I’m still learning it to some degree, but Elite’s out-of-the-box support for it helps enormously. What I’m most enjoying is its physicality – while its price may be eyewatering, it does work hard to justify it. The stick is strong and spring-loaded, and while it doesn’t have force feedback (uncommon in flight sticks now) its mechanical resistance very nearly does the trick anyway – I do feel like I’m hauling something heavy across the skies. Switch-based triggers and some of the buttons go click rather than clunk, so it feels like expensive electronics rather than a toy, and they also offer the reasurringly cold touch of metal rather than plastic. The stick is primarily plastic, but it deploys bits of metal in just enough places to make it feel otherwise.

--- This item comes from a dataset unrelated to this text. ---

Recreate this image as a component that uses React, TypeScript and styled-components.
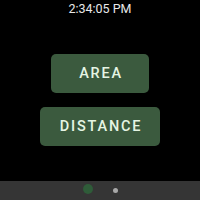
import styled, { createGlobalStyle } from "styled-components"

const GlobalStyle = createGlobalStyle`
  html, body {
    margin: 0;
    padding: 0;
    background: #000;
  }
  #root {
    width: 200px;
    height: 200px;
  }
`;

const Screen = styled.div`
  width: 200px;
  height: 200px;
  display: flex;
  flex-direction: column;
  background: #000;
  font-family: Roboto, 'Noto Sans', sans-serif;
  overflow: hidden;
`;

const Clock = styled.div`
  height: 18px;
  display: flex;
  justify-content: center;
  align-items: center;
  color: #e8e8e8;
  font-size: 12.5px;
  line-height: 1;
`;

const Menu = styled.div`
  flex: 1;
  display: flex;
  flex-direction: column;
  align-items: center;
  justify-content: center;
  gap: 14px;
  padding-top: 1px;
`;

const MenuButton = styled.button<{ $width: number }>`
  width: ${p => p.$width}px;
  height: 39px;
  border: none;
  border-radius: 5px;
  background: #3b5a3e;
  color: #e6f5e4;
  font-family: Roboto, 'Noto Sans', sans-serif;
  font-weight: 500;
  font-size: 14.5px;
  letter-spacing: 1.8px;
  padding: 0 0 0 2px;
`;

const PagerBar = styled.div`
  height: 18px;
  background: #353535;
  display: flex;
  align-items: center;
  justify-content: center;
  gap: 20px;
  padding-bottom: 1px;
`;

const Dot = styled.div<{ $active?: boolean }>`
  width: ${p => (p.$active ? 10 : 5)}px;
  height: ${p => (p.$active ? 10 : 5)}px;
  border-radius: 50%;
  background: ${p => (p.$active ? "#2f5c39" : "#a8a8a8")};
  margin-top: ${p => (p.$active ? -2 : 0)}px;
`;

export default function App() {
  return (
    <>
      <GlobalStyle />
      <Screen>
        <Clock>2:34:05 PM</Clock>
        <Menu>
          <MenuButton $width={98}>AREA</MenuButton>
          <MenuButton $width={120}>DISTANCE</MenuButton>
        </Menu>
        <PagerBar>
          <Dot $active />
          <Dot />
        </PagerBar>
      </Screen>
    </>
  )
}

What this all adds up to is the giddy feeling that I am controlling a bloody great spaceship rather than some graphics on a screen, and that’s a feeling I now realise I’d be willing to drop even more money on. My ideal stick would have a couple more big buttons instead of the rotating discs and sliders over on the throttle array, and the buttons on the top of the stick unit wouldn’t be quite so tiny, but perhaps when I’m deeper down the rabbit hole I’ll find more of a purpose for the former.
Clearly, this is not a stick for the casual spaceship-fancier, but as far as I’m concerned it’s the best thing I’ve plugged into my PC in years. I have a sneaking suspicion that vanilla X52 would have been all I needed, but I don’t regret getting the pro one bit.